Question

Prove that opposite sides of a quadrilateral circumscribing a circle subtend supplementary angles at the centre of the circle.

Answer 1

Step 1: Draw appropriate diagram and use the concept of congruence:

As we know that by theorem the tangents from the external point are equal

In $△OAP,△OAS$

So, $AP=AS$

$\Rightarrow OA=OA$ (It is the common side)

$\Rightarrow OP=OS$ (They are the radii of the circle)
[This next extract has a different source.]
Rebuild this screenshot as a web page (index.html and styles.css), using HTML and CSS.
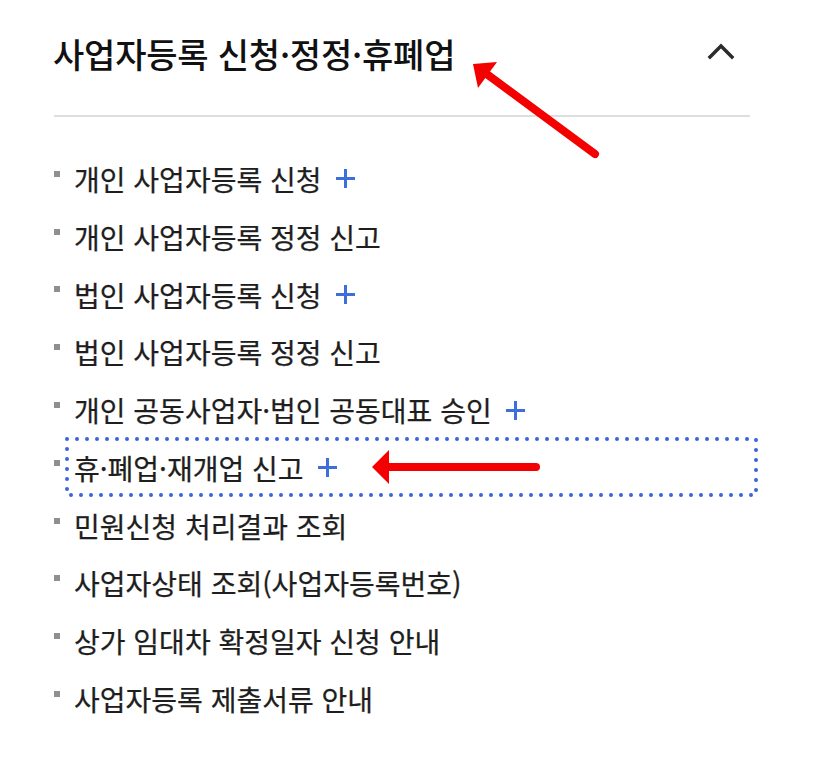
FILE: index.html
```html
<!DOCTYPE html>
<html lang="ko">
<head>
<meta charset="utf-8">
<link rel="stylesheet" href="styles.css">
</head>
<body>
<div class="panel">
  <div class="head">
    <h2 class="title">사업자등록 신청·정정·휴폐업</h2>
    <svg class="chev" width="30" height="20" viewBox="0 0 30 20"><polyline points="3,16 14,5 25,16" fill="none" stroke="#2b2b2b" stroke-width="3.4" stroke-linecap="square"/></svg>
  </div>
  <hr class="rule">
  <ul class="menu">
    <li><a class="link">개인 사업자등록 신청<span class="plus"></span></a></li>
    <li><a class="link">개인 사업자등록 정정 신고</a></li>
    <li><a class="link">법인 사업자등록 신청<span class="plus"></span></a></li>
    <li><a class="link">법인 사업자등록 정정 신고</a></li>
    <li><a class="link">개인 공동사업자·법인 공동대표 승인<span class="plus"></span></a></li>
    <li><a class="link focus">휴·폐업·재개업 신고<span class="plus"></span><svg class="ring" width="693" height="60" viewBox="0 0 693 60"><rect x="2" y="2" width="689" height="56" fill="none" stroke="#3a63d9" stroke-width="4" stroke-linecap="round" stroke-dasharray="0 10"/></svg></a></li>
    <li><a class="link">민원신청 처리결과 조회</a></li>
    <li><a class="link">사업자상태 조회(사업자등록번호)</a></li>
    <li><a class="link">상가 임대차 확정일자 신청 안내</a></li>
    <li><a class="link">사업자등록 제출서류 안내</a></li>
  </ul>
</div>
<svg class="marks" width="830" height="782" viewBox="0 0 830 782">
  <line x1="595" y1="154" x2="488" y2="75" stroke="#f50000" stroke-width="8" stroke-linecap="round"/>
  <polygon points="473,64 497,62 478,88" fill="#f50000"/>
  <line x1="536" y1="467" x2="385" y2="467" stroke="#f50000" stroke-width="8" stroke-linecap="round"/>
  <polygon points="372,467 389,450 389,484" fill="#f50000"/>
</svg>
</body>
</html>
```
FILE: styles.css
```css
* { box-sizing: border-box; }
html, body { margin: 0; padding: 0; background: #fff; }
body {
  width: 830px;
  height: 782px;
  position: relative;
  overflow: hidden;
  font-family: "Noto Sans CJK KR", "Noto Sans", sans-serif;
  color: #222;
}
.panel {
  padding: 26px 0 0 54px;
  width: 757px;
}
.head {
  display: flex;
  align-items: flex-start;
  justify-content: space-between;
  width: 696px;
  height: 56px;
}
.title {
  margin: 0;
  margin-left: -1px;
  font-size: 34px;
  line-height: 56px;
  font-weight: 500;
  color: #111;
  letter-spacing: -0.2px;
}
.chev { margin-right: 13px; margin-top: 15px; }
.rule {
  width: 696px;
  margin: 33px 0 0 0;
  border: 0;
  border-top: 2px solid #dedede;
}
.menu {
  list-style: none;
  margin: 33px 0 0 0;
  padding: 0;
}
.menu li {
  display: flex;
  align-items: center;
  height: 57.8px;
}
.menu li::before {
  content: "";
  width: 6px;
  height: 6px;
  background: #8f8f8f;
  margin-top: -10px;
  flex: none;
}
.link {
  display: flex;
  align-items: center;
  margin-left: 4px;
  padding-left: 10px;
  height: 58px;
  flex: 1;
  font-size: 28px;
  font-weight: 400;
  color: #1e1e1e;
  -webkit-text-stroke: 0.25px #1e1e1e;
}
.focus { position: relative; }
.ring {
  position: absolute;
  left: 1px;
  top: -2px;
  pointer-events: none;
}
.plus {
  position: relative;
  width: 19px;
  height: 19px;
  margin-left: 14px;
  flex: none;
}
.plus::before, .plus::after {
  content: "";
  position: absolute;
  background: #3d6fd9;
}
.plus::before { left: 0; top: 8px; width: 19px; height: 3px; }
.plus::after { top: 0; left: 8px; width: 3px; height: 19px; }
.marks {
  position: absolute;
  left: 0;
  top: 0;
  pointer-events: none;
}
```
So, by $SSScongruency△OAP\cong △OAS$

Thus,$\angle POA=\angle AOS$

This shows that$\angle 7=\angle 8$

In this same manner, the angles which are equal are

$$\begin{gathered} \Rightarrow \angle 4=\angle 3 \\ \Rightarrow \angle 2=\angle 1 \\ \Rightarrow \angle 6=\angle 5 \end{gathered}$$

Step 2: Use the concept of complete angle

On adding these angles we get,

$\angle 1+\angle 2+\angle 3+\angle 4+\angle 5+\angle 6+\angle 7+\angle 8=360°\left[\mathrm{Complete}\mathrm{angle}\right]$

On rearranging,

$(\angle 7+\angle 8)+(\angle 2+\angle 1)+(\angle 4+\angle 3)+(\angle 6+\angle 5)=360°$

$\Rightarrow$ $2\angle 1+2\angle 8+2\angle 5+2\angle 4=360°$

On taking out $2$ as common we get,

$\Rightarrow$ $(\angle 1+\angle 8)+(\angle 5+\angle 4)=180°$

Thus,$\angle BOC+\angle DOA=180°$

Similarly,$\angle AOB+\angle DOC=180°$

Hence, the opposite sides of any quadrilateral which is circumscribing a given circle will subtend supplementary angles at the center of the circle.